Avant, on « était » son travail

Pourquoi ? Parce qu’au-delà du fait que les congés sont un droit inscrit dans le Code du Travail, on sait désormais « qu’on ne vit pas pour travailler, on travaille pour vivre ». C’est avec la génération qui a eu 20 ans dans les années 90 que s’est affirmée cette certitude. Avant, le travail était l’activité principale, la vie personnelle tournait autour de ça, on « était » sa position sociale, on « était » ce qu’on gagnait. Il était courant que les femmes s’arrêtent de travailler pour s’occuper des enfants pour que les hommes puissent pleinement se consacrer à leur travail. Bref, travailler beaucoup était un signe extérieur de réussite personnelle et professionnelle. Évidemment, la « jeune génération », celle qui a entre 20 ans et 25 ans aujourd’hui en spa pensera que j’évoque ainsi le « temps des dinosaures » mais ce n’est pas si vieux puisque chez certains recruteurs on entend encore certaines phrases, certaines questions, qui relèvent de cette période. Et c’est là qu’est le problème…

Les jours de congé doivent être respectés scrupuleusement

Le repos physique

En effet, force est de constater qu’au-delà de l’évolution des mentalités, on sait que le repos, physique mais également mental, est indispensable au bon fonctionnement du corps humain. Sur le plan physique, il permet au corps de stopper des sollicitations mécaniques répétitives pendant quelques heures. Cet arrêt est un premier bénéfice mais si en plus la collaboratrice met ce temps à profit pour faire des activités qui solliciteront ses muscles de façon complémentaire en faisant, par exemple, des activités avec étirements (yoga, stretching, footing avec étirements doux de fin de séance…), ce repos revêt un deuxième bénéfice puisque les muscles en profitent pour « récupérer ».

Le repos mental

Le métier des spa praticiennes consiste à satisfaire des demandes de clients qui comptent sur elles pour leur faire vivre un moment « hors du temps ». Parfois, ils arrivent avec leur mauvaise humeur et leurs énergies négatives. C’est rester enfermée dans 9/10m² parfois 4 heures d’affilée avec quelques minutes de pause entre les soins, juste le temps de refaire une cabine. C’est, comme en cuisine : terminer une grosse journée par un ménage de fond en comble en allant bien souvent au-delà des horaires prévus. C’est accueillir et traiter chaque client avec le sourire toute la journée. Et après 3 ou 4 mois de saison, même pour la plus motivée des praticiennes, cela peut peser sur le mental.
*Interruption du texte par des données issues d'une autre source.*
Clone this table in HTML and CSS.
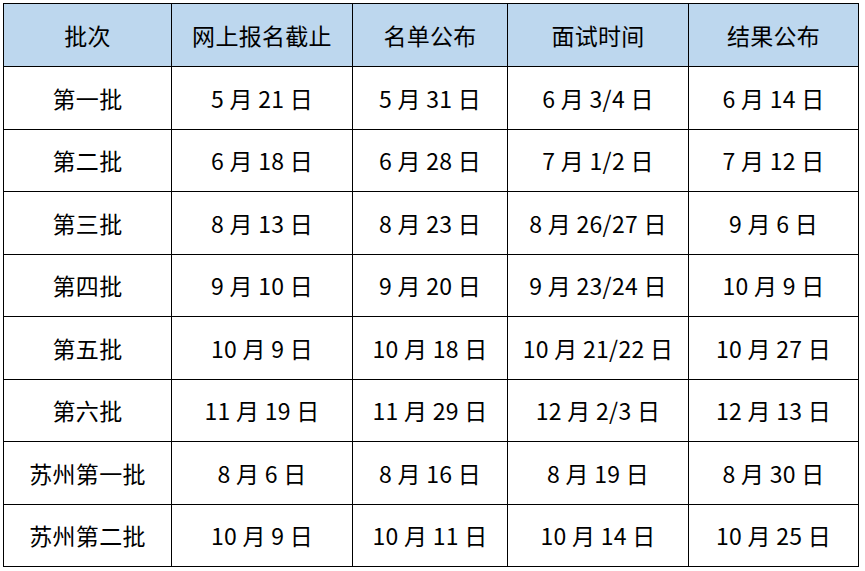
FILE: index.html
```html
<!DOCTYPE html>
<html lang="zh-CN">
<head>
<meta charset="utf-8">
<link rel="stylesheet" href="styles.css">
</head>
<body>
<table class="schedule">
  <colgroup>
    <col class="c1"><col class="c2"><col class="c3"><col class="c4"><col class="c5">
  </colgroup>
  <thead>
    <tr><th>批次</th><th>网上报名截止</th><th>名单公布</th><th>面试时间</th><th>结果公布</th></tr>
  </thead>
  <tbody>
    <tr><td>第一批</td><td>5 月 21 日</td><td>5 月 31 日</td><td>6 月 3/4 日</td><td>6 月 14 日</td></tr>
    <tr><td>第二批</td><td>6 月 18 日</td><td>6 月 28 日</td><td>7 月 1/2 日</td><td>7 月 12 日</td></tr>
    <tr><td>第三批</td><td>8 月 13 日</td><td>8 月 23 日</td><td>8 月 26/27 日</td><td>9 月 6 日</td></tr>
    <tr><td>第四批</td><td>9 月 10 日</td><td>9 月 20 日</td><td>9 月 23/24 日</td><td>10 月 9 日</td></tr>
    <tr><td>第五批</td><td>10 月 9 日</td><td>10 月 18 日</td><td>10 月 21/22 日</td><td>10 月 27 日</td></tr>
    <tr><td>第六批</td><td>11 月 19 日</td><td>11 月 29 日</td><td>12 月 2/3 日</td><td>12 月 13 日</td></tr>
    <tr><td>苏州第一批</td><td>8 月 6 日</td><td>8 月 16 日</td><td>8 月 19 日</td><td>8 月 30 日</td></tr>
    <tr><td>苏州第二批</td><td>10 月 9 日</td><td>10 月 11 日</td><td>10 月 14 日</td><td>10 月 25 日</td></tr>
  </tbody>
</table>
</body>
</html>
```
FILE: styles.css
```css
html, body {
  margin: 0;
  padding: 0;
  background: #ffffff;
}
body {
  padding: 3px 0 0 3px;
  font-family: "Noto Sans CJK SC", "Noto Sans", sans-serif;
  color: #000;
}
.schedule {
  border-collapse: collapse;
  table-layout: fixed;
  width: 855px;
}
.c1 { width: 168px; }
.c2 { width: 181px; }
.c3 { width: 155px; }
.c4 { width: 181px; }
.c5 { width: 170px; }
.schedule th,
.schedule td {
  border: 1.5px solid #000;
  text-align: center;
  vertical-align: middle;
  padding: 0;
  font-size: 23px;
  font-weight: normal;
  letter-spacing: 0.3px;
  white-space: nowrap;
}
.schedule th {
  background: #bdd7ee;
  height: 62px;
}
.schedule td {
  height: 61.5px;
}
```
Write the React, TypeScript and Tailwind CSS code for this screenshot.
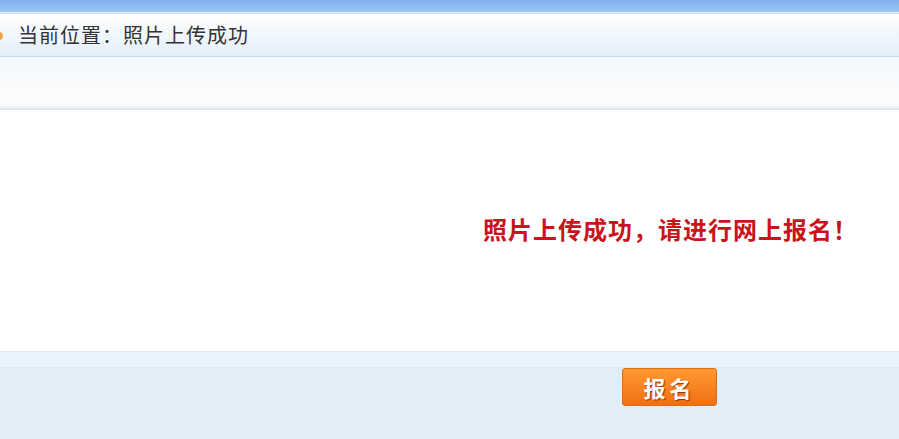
const cjk = { fontFamily: '"SimSun", "Noto Sans CJK SC", sans-serif' }

export default function App() {
  return (
    <div className="w-[899px] h-[439px] overflow-hidden bg-white" style={cjk}>
      {/* top blue band */}
      <div className="h-[12px] bg-gradient-to-b from-[#7fb2ec] to-[#9cc6f4]" />
      <div className="h-[1px] bg-[#e8f2fc]" />
      <div className="h-[1px] bg-[#c4d9ee]" />

      {/* breadcrumb */}
      <div className="relative h-[43px] flex items-center bg-gradient-to-b from-[#ffffff] to-[#e3eef9] border-b border-[#c9dbec]">
        <span className="absolute left-[-5px] top-[18px] w-[8px] h-[8px] rounded-full bg-[#f2a54a]" />
        <span className="pl-[18px] text-[20px] leading-none text-[#333333] tracking-[1px]">当前位置：照片上传成功</span>
      </div>

      {/* toolbar strip */}
      <div className="h-[49px] bg-gradient-to-b from-[#f4f9fe] to-[#fdfcfb]" />
      <div className="h-[2px] bg-[#eef3f6]" />
      <div className="h-[2px] bg-[#dde9f4]" />

      {/* message */}
      <div className="h-[241px] flex items-center pl-[483px] pb-[4px]">
        <span className="text-[24px] leading-none font-bold text-[#c8141a] tracking-[1px]">照片上传成功，请进行网上报名！</span>
      </div>

      {/* bottom */}
      <div className="h-[1px] bg-[#dde8f1]" />
      <div className="h-[15px] bg-[#e8f4fd]" />
      <div className="h-[1px] bg-[#dfeaf5]" />
      <div className="h-[73px] bg-[#e3edf8] pl-[622px]">
        <button className="w-[95px] h-[38px] rounded-[3px] border border-[#de6a14] bg-gradient-to-b from-[#ff9a32] to-[#f06e10] text-white font-bold text-[22px] leading-none tracking-[4px] [text-shadow:1px_1px_1px_#8a3a00]">
          报名
        </button>
      </div>
    </div>
  )
}
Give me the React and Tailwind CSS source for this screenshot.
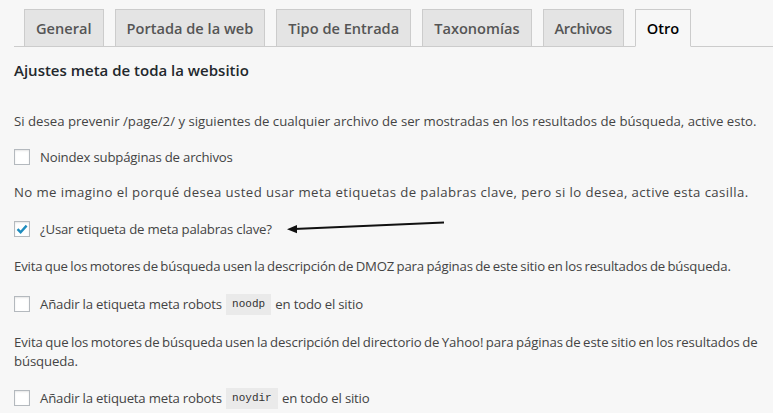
import React from 'react';

const tabs = ['General', 'Portada de la web', 'Tipo de Entrada', 'Taxonomías', 'Archivos', 'Otro'];

const Tab = ({ label, active }) => (
  <div
    className={
      'border border-[#cccccc] -mb-px px-[11px] h-[38px] flex items-center text-[14.6px] font-semibold ' +
      (active ? 'bg-[#f7f7f7] border-b-[#f7f7f7] text-black' : 'bg-[#e4e4e4] text-[#555555]') +
      (label === 'Archivos' ? ' tracking-[-0.4px]' : '')
    }
  >
    {label}
  </div>
);

const Checkbox = ({ checked }) => (
  <span className="w-4 h-4 border border-[#b4b9be] bg-white shadow-[inset_0_1px_2px_rgba(0,0,0,0.1)] flex items-center justify-center shrink-0">
    {checked && (
      <svg width="14" height="14" viewBox="0 0 14 14">
        <path d="M2.5 7.2 L5.6 10.2 L11.6 3.6" fill="none" stroke="#1e8cbe" strokeWidth="2.4" />
      </svg>
    )}
  </span>
);

const Code = ({ children }) => (
  <code className="bg-[#eaeaea] px-[6px] h-[21px] inline-flex items-center mx-[1px] text-[11px] tracking-normal text-[#333]" style={{ fontFamily: '"Liberation Mono", "DejaVu Sans Mono", monospace' }}>
    {children}
  </code>
);

const Row = ({ checked, children, className = '' }) => (
  <div className={'relative flex items-center gap-[10px] h-5 ' + className}>
    <Checkbox checked={checked} />
    <span className="flex items-center whitespace-pre tracking-[-0.2px]">{children}</span>
  </div>
);

export default function App() {
  return (
    <div className="min-h-screen bg-[#f7f7f7] text-[#444444] text-[13.2px] leading-[20px] overflow-hidden" style={{ fontFamily: '"Open Sans", sans-serif' }}>
      <div className="pt-[9px] pl-[14px]">
        <div className="flex gap-[11px] pl-[10px] border-b border-[#cccccc]">
          {tabs.map((t) => (
            <Tab key={t} label={t} active={t === 'Otro'} />
          ))}
        </div>
      </div>

      <div className="px-[14px]">
        <h2 className="mt-[13px] text-[15px] font-semibold text-[#23282d] leading-[20px]">Ajustes meta de toda la websitio</h2>

        <p className="mt-[31px] whitespace-nowrap">
          Si desea prevenir /page/2/ y siguientes de cualquier archivo de ser mostradas en los resultados de búsqueda, active esto.
        </p>
        <Row className="mt-[16px]">Noindex subpáginas de archivos</Row>

        <p className="mt-[15px] whitespace-nowrap tracking-[0.4px]">
          No me imagino el porqué desea usted usar meta etiquetas de palabras clave, pero si lo desea, active esta casilla.
        </p>
        <Row checked className="mt-[17px]">
          ¿Usar etiqueta de meta palabras clave?
          <svg className="absolute left-[270px] top-[-2px]" width="180" height="24" viewBox="0 0 180 24">
            <line x1="10" y1="12" x2="160" y2="5.5" stroke="#111" strokeWidth="2" />
            <path d="M3 12.3 L13 8 L13 16.3 Z" fill="#111" />
          </svg>
        </Row>

        <p className="mt-[17px] whitespace-nowrap tracking-[-0.18px] [word-spacing:-0.8px]">
          Evita que los motores de búsqueda usen la descripción de DMOZ para páginas de este sitio en los resultados de búsqueda.
        </p>
        <Row className="mt-[18px]">
          Añadir la etiqueta meta robots <Code>noodp</Code> en todo el sitio
        </Row>

        <p className="mt-[19px] leading-[19px] whitespace-nowrap tracking-[-0.11px] [word-spacing:-0.8px]">
          Evita que los motores de búsqueda usen la descripción del directorio de Yahoo! para páginas de este sitio en los resultados de
          <br />
          búsqueda.
        </p>
        <Row className="mt-[17px]">
          Añadir la etiqueta meta robots <Code>noydir</Code> en todo el sitio
        </Row>
      </div>
    </div>
  );
}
C’est le métier qui est comme ça !

Alors bien sûr, cela fait partie du métier, ce sont des contraintes avec lesquelles on ne peut pas négocier. Mais c’est aussi pour toutes ces raisons que les jours de congé doivent être respectés de la façon la plus scrupuleuse possible. C’est un engagement que le management prend envers ses collaborateurs et qui, à mon sens, doit être respecté aussi loyalement que celui de la spa thérapeute d’être à l’heure pour commencer le matin et de réaliser des soins de qualité.

Pourquoi rappeler ces évidences ?

Justement parce que ce ne sont pas des évidences. Si c’en était, nous n’aurions pas encore des managers d’hôtels qui suppriment ou déplacent des jours off en dernière minute au prétexte qu’on est en saison, que le client est roi, qu’il faut « prendre tout ce qu’on peut quand on peut ». En soi, j’adore cette phrase. Je suis chef d’entreprise, et si un prospect me sollicite je reviendrai vers lui dans les plus brefs délais sauf que c’est MON entreprise, et que ça concerne MON emploi du temps. Je n’envisagerais pas un instant de faire cela avec les personnes avec lesquelles je travaille. Elles font bien leur travail dans l’emploi du temps qui est le leur. Oui, quand nos praticiennes en poste sont au complet et qu’on a des demandes supplémentaires, bien sûr que dans l’absolu on aimerait pouvoir appeler une spa thérapeute en congé en lui demandant si ça ne la dérange pas de rester… Mais c’est prendre un risque de démotivation, de blessure, de mauvaise ambiance…

Concrètement, que fait-on ?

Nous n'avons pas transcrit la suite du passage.